Don’t Fear Food
It's virtually impossible, no matter what you eat, to gain any fat in the post-workout period, which is roughly defined as the hour-long time frame after you finish lifting weights. While gaining fat during this period is highly improbable, it's highly probable that you will build some muscle during this same time frame, especially when your body receives the protein (and calories) it requires.

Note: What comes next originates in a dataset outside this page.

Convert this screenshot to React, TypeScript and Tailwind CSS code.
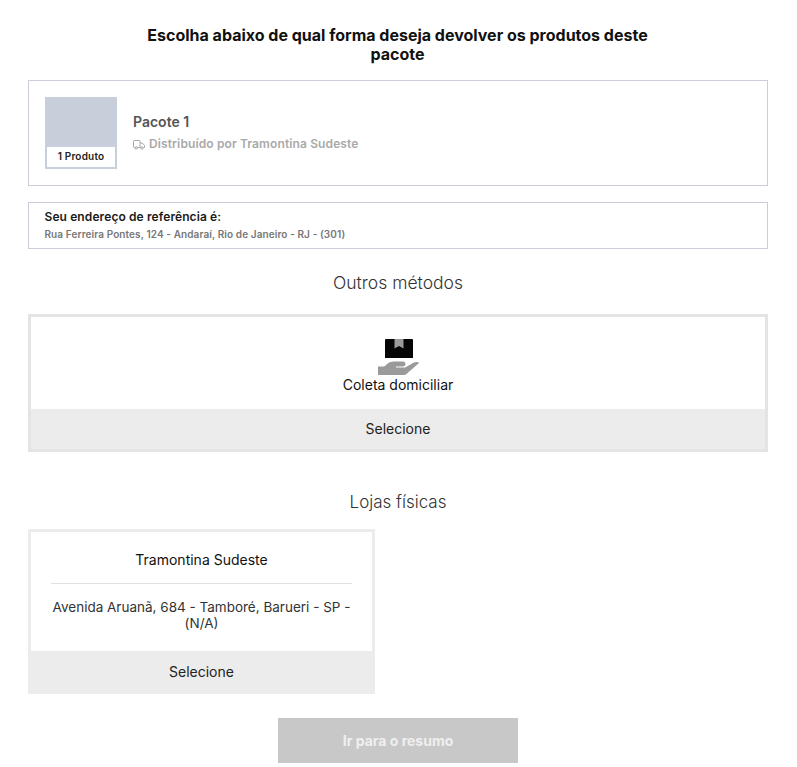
const font = { fontFamily: "Inter, 'Noto Sans', sans-serif" };

function Truck() {
  return (
    <svg width="12" height="10" viewBox="0 0 12 10" fill="none" stroke="#a8a8a8" strokeWidth="1" className="mr-[4px] mt-[1px] shrink-0">
      <path d="M2 7.500H1.200a.7.7 0 0 1-.7-.7V1.200a.7.7 0 0 1 .7-.7h5.100a.7.7 0 0 1 .7.7v6.300H4.500" />
      <path d="M7 3h2.200L11.500 5.400v2.100h-1M7.700 7.500H7" />
      <circle cx="3.200" cy="8" r="1.200" />
      <circle cx="9" cy="8" r="1.200" />
    </svg>
  );
}

function HandBox() {
  return (
    <svg width="41" height="37" viewBox="0 0 41 37" className="block">
      <path d="M7 1a1 1 0 0 1 1-1h26a1 1 0 0 1 1 1v18H7z" fill="#050505" />
      <path d="M16.500 0h9v9.500l-4.500-2.500-4.500 2.500z" fill="#9a9a9a" />
      <path d="M0 27.500H6L8 26C10 23.500 13 22.500 16 22.500H25C26.500 22.500 27.500 23.500 27.500 25S26.500 27.500 25 27.500H18V28.500H27L36 23.500C38 22.500 40.500 23 41 24L29 34.500C28 35.500 26.500 36 25 36H0Z" fill="#9a9a9a" />
    </svg>
  );
}

export default function App() {
  return (
    <div className="h-[767px] w-[797px] overflow-hidden bg-white pt-[26px] pl-[28px] text-[#111]" style={font}>
      <div className="w-[740px]">
        <h1 className="mx-auto w-[520px] -translate-x-[0.5px] text-center text-[16px] font-bold leading-[19px] text-[#111]">
          Escolha abaixo de qual forma deseja devolver os produtos deste pacote
        </h1>

        <div className="mt-[16px] flex h-[106px] items-center border border-[#c9ced9] pl-[16px]">
          <div className="flex h-[72px] w-[72px] flex-col justify-end bg-[#c8cfdb] p-[2px]">
            <div className="flex h-[20px] items-center justify-center bg-white pb-[1px] text-[10px] font-semibold tracking-[0.2px] text-[#222]">1 Produto</div>
          </div>
          <div className="ml-[16px] flex flex-col">
            <div className="-mt-[1px] text-[14px] font-semibold leading-[16px] text-[#555]">Pacote 1</div>
            <div className="mt-[7px] flex items-center text-[12px] font-semibold leading-[14px] tracking-[0.12px] text-[#a9a9a9]">
              <Truck />
              Distribuído por Tramontina Sudeste
            </div>
          </div>
        </div>

        <div className="mt-[16px] flex h-[47px] flex-col justify-center border border-[#c9ced9] pb-[1px] pl-[15.500px]">
          <div className="text-[12px] font-semibold leading-[14px] tracking-[0.1px] text-[#1a1a1a]">Seu endereço de referência é:</div>
          <div className="mt-[4px] text-[10px] font-semibold leading-[12px] tracking-[0.1px] text-[#777]">Rua Ferreira Pontes, 124 - Andaraí, Rio de Janeiro - RJ - (301)</div>
        </div>

        <h2 className="mt-[24px] text-center text-[17.500px] font-light leading-[20px] text-[#333]">Outros métodos</h2>

        <div className="mt-[21px] border-[3px] border-[#e4e4e4]">
          <div className="flex h-[92px] flex-col items-center pt-[22px]">
            <HandBox />
            <div className="mt-[1px] text-[14px] leading-[16px] text-[#111]">Coleta domiciliar</div>
          </div>
          <div className="flex h-[40px] items-center justify-center bg-[#ececec] pb-[2px] text-[14px] text-[#222]">Selecione</div>
        </div>

        <h2 className="mt-[40px] text-center text-[17px] font-light leading-[20px] text-[#333]">Lojas físicas</h2>

        <div className="mt-[17px] w-[347px] border-[3px] border-b-0 border-[#ececec]">
          <div className="flex h-[119px] flex-col px-[20px]">
            <div className="flex h-[52px] items-center justify-center border-b border-[#e0e0e0] pt-[4px] text-[14px] text-[#111]">Tramontina Sudeste</div>
            <div className="mt-[15px] text-center text-[13.500px] leading-[16px] text-[#333]">Avenida Aruanã, 684 - Tamboré, Barueri - SP - (N/A)</div>
          </div>
        </div>
        <div className="flex h-[43px] w-[347px] items-center justify-center bg-[#ececec] pb-[2px] text-[14px] text-[#222]">Selecione</div>

        <button className="mx-auto mt-[24px] flex h-[45px] w-[240px] items-center justify-center bg-[#c8c8c8] text-[14px] font-bold text-[#efefef]">Ir para o resumo</button>
      </div>
    </div>
  );
}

It all has to do with insulin, the hormone that carries glucose and amino acids to muscle cells. Broadly speaking, insulin has two choices, it can either shuttle glucose and protein to storage in fatty tissue and the liver, or it can deliver those nutrients directly to muscle cells where they're used to fuel, repair, and grow muscle. The path it takes is determined by exercise; if you're lifting weights or just finished lifting weights, insulin will take the nutrients directly to muscle instead of storing it. Muscle is particularly sensitive to insulin during this workout/post workout period, so if you want to build muscle/curves, it's imperative that you eat during what we call the "peri-workout" period, which is comprised of the period just before, during, and after a resistance workout. So temporarily forget your calorie fears. Temporarily forget your carb fears because this is when you need to provide your muscles with the material it needs to build those curves. In general, have a protein/carbohydrate drink about 45 minutes to an hour before a workout and a substantial amount of protein and carbohydrates after a workout. In a perfect world, you'd also sip a protein/carb drink during the workout, too, but at the very least, make sure you don't skimp on that post-workout meal.
The Juice Queen
I’m not talking about drug use; I’m talking about pulverized, concoctions of kale, seaweed, wheat grass, and whatever other vegetables or fruits the juicer is able to create. Vegetables and fruits contain simple sugars and more complex, harder-to-digest carbs. However, when you blend up fruits and vegetables, you're breaking down all those normally hard-to-digest carbs into very small pieces. Drink that stuff down, and you're virtually bypassing much of the digestive process. All of those sugars are presented to your bloodstream, and your pancreas releases a surge of insulin to counteract all that sugar. Insulin shuttles off some of the sugar to muscle cells and the rest are stored (in the liver or as body fat), but then insulin levels dip below baseline, and you get hungry again fast. If you give in to that hunger, you're ingesting more calories than you might normally have while extra, and unnecessary calories get stored as fat. What's more? if you do the juice thing often enough, you may develop some insulin resistance, which is the first step down the path to Type II diabetes. I'm not suggesting that you give up all juices. Drink them in moderation, eat them in their unpulverized, and natural state, or add a scoop of protein to your drink. The protein will prevent the big insulin surge, and in addition, gives your muscles some extra building blocks.